Similarly, don’t adjust quota based on an unexpected renewal or larger than average deal. Raising rep quotas because of a great month can demoralize high-performing reps and stall growth.
Before raising quotas, make sure you have at least three months of data to support the decision — and that it’s not just coming from one rep and their specific territory.
If you have one rep or territory consistently beating their number, identify what their success is due to and consider adjusting their quota instead of changing everyone else’s.
2. Stress Due to Unrealistic Quotas
The fastest way to see your sales team burn out is by setting unrealistic quotas. As a sales manager, it’s your job to know your team’s limits and make that argument to your executives when they push for a more top-down approach to quotas.
The average tenure of SDRs has seen a 50% decline from an average of 2.5 years in 2010 to 1.5 years in 2018. Sales is already a volatile profession. Retain top-tier employees by ensuring their quotas are realistic and they have the support to meet and exceed their goals regularly.
3. Commission Caps
Commission caps limit the amount of commission a salesperson can earn. When a rep has hit their commission cap, they are no longer financially rewarded for closing more business. This de-incentivizes reps to push the limits and close more business.

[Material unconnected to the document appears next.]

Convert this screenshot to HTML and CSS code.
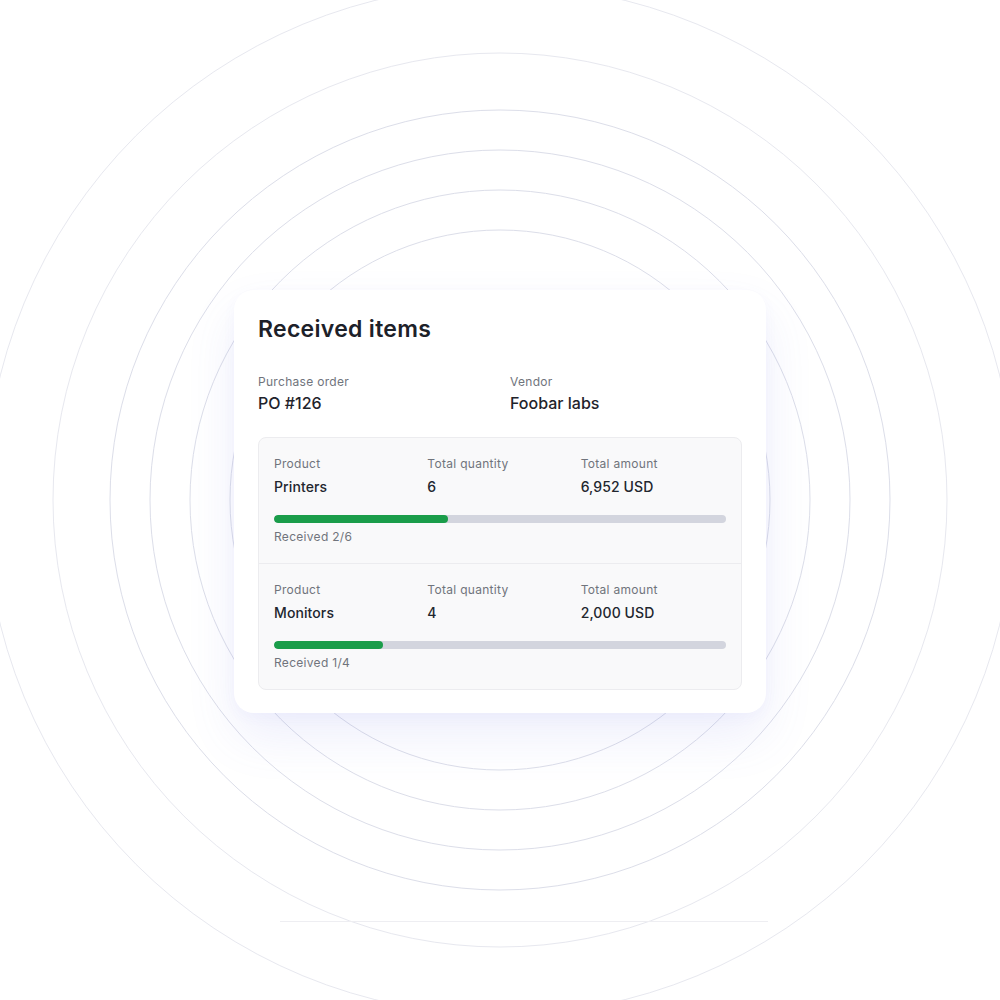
FILE: index.html
```html
<!DOCTYPE html>
<html lang="en">
<head>
<meta charset="utf-8">
<title>Received items</title>
<link rel="stylesheet" href="styles.css">
</head>
<body>
<svg class="rings" width="1000" height="1000" viewBox="0 0 1000 1000" aria-hidden="true">
  <circle cx="500" cy="500" r="515" class="ring faint"/>
  <circle cx="500" cy="500" r="447" class="ring faint"/>
  <circle cx="500" cy="500" r="390" class="ring"/>
  <circle cx="500" cy="500" r="350" class="ring"/>
  <circle cx="500" cy="500" r="310" class="ring"/>
  <circle cx="500" cy="500" r="270" class="ring"/>
  <line x1="280" y1="921.5" x2="768" y2="921.5" class="rule"/>
</svg>
<main class="stage">
  <section class="card">
    <h1 class="title">Received items</h1>
    <div class="meta">
      <div class="field">
        <div class="label">Purchase order</div>
        <div class="value-lg">PO #126</div>
      </div>
      <div class="field">
        <div class="label">Vendor</div>
        <div class="value-lg">Foobar labs</div>
      </div>
    </div>
    <div class="items">
      <div class="item">
        <div class="cols">
          <div class="field"><div class="label">Product</div><div class="value">Printers</div></div>
          <div class="field"><div class="label">Total quantity</div><div class="value">6</div></div>
          <div class="field"><div class="label">Total amount</div><div class="value">6,952 USD</div></div>
        </div>
        <div class="bar"><div class="fill" style="width:38.4%"></div></div>
        <div class="label received">Received 2/6</div>
      </div>
      <div class="item">
        <div class="cols">
          <div class="field"><div class="label">Product</div><div class="value">Monitors</div></div>
          <div class="field"><div class="label">Total quantity</div><div class="value">4</div></div>
          <div class="field"><div class="label">Total amount</div><div class="value">2,000 USD</div></div>
        </div>
        <div class="bar"><div class="fill" style="width:24.1%"></div></div>
        <div class="label received">Received 1/4</div>
      </div>
    </div>
  </section>
</main>
</body>
</html>
```
FILE: styles.css
```css
* { box-sizing: border-box; }
html, body { margin: 0; padding: 0; }
body {
  width: 1000px;
  height: 1000px;
  background: #ffffff;
  font-family: Inter, "Noto Sans", "Liberation Sans", sans-serif;
  color: #1f232b;
  position: relative;
  overflow: hidden;
}
.rings {
  position: absolute;
  left: 0;
  top: 0;
}
.ring {
  fill: none;
  stroke: #dcdee9;
  stroke-width: 1;
}
.ring.faint { stroke: #e7e8ef; }
.rule { stroke: #eeeef2; stroke-width: 1; }

.stage {
  position: relative;
  display: flex;
  justify-content: center;
  padding-top: 290px;
}
.card {
  width: 532px;
  background: #ffffff;
  border-radius: 20px;
  padding: 25px 24px 23px;
  box-shadow: 0 24px 50px rgba(96, 112, 230, 0.11), 0 4px 14px rgba(96, 112, 230, 0.04);
}
.title {
  margin: 0;
  font-size: 23px;
  line-height: 28px;
  font-weight: 600;
  letter-spacing: 0.3px;
  color: #1d2129;
}
.meta {
  display: grid;
  grid-template-columns: 1fr 1fr;
  column-gap: 20px;
  margin-top: 31px;
}
.field { display: flex; flex-direction: column; }
.label {
  font-size: 12px;
  line-height: 16px;
  letter-spacing: 0.3px;
  color: #70747c;
}
.value-lg {
  margin-top: 2px;
  font-size: 16px;
  line-height: 22px;
  font-weight: 500;
  color: #1f232b;
}
.items {
  margin-top: 23px;
  background: #f9f9fa;
  border: 1px solid #ececef;
  border-radius: 8px;
}
.item {
  padding: 18px 15px 18px;
}
.item + .item { border-top: 1px solid #ececef; }
.cols {
  display: grid;
  grid-template-columns: repeat(3, 1fr);
  column-gap: 8px;
}
.value {
  margin-top: 5px;
  font-size: 14px;
  line-height: 20px;
  font-weight: 500;
  letter-spacing: 0.1px;
  color: #22262e;
}
.bar {
  margin-top: 18px;
  height: 8px;
  border-radius: 4px;
  background: #d3d5de;
  overflow: hidden;
}
.fill {
  height: 100%;
  background: #1a9d4a;
  border-radius: 4px;
}
.received { margin-top: 6px; }
```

SaaStr founder and sales pro Jason Lemkin says there’s no good reason to cap commission, “At least, not until you are at $20-$30 million ARR or more, and maybe much higher.”
He continues, “If you cap this too early, you are limiting your revenue per lead.”
Set Your Sales Quotas Like A Pro
In the final scene of Glengarry Glen Ross, the salespeople scatter and face the various consequences of their actions from the previous night. But one salesperson heads back to the office. Why? To make his usual sales calls.
At the end of the day, salespeople have the same goal: to move deals forward and close business that will benefit the customer and the salesperson. Stay focused on setting realistic sales quotas and tune out the rest of the noise for your team.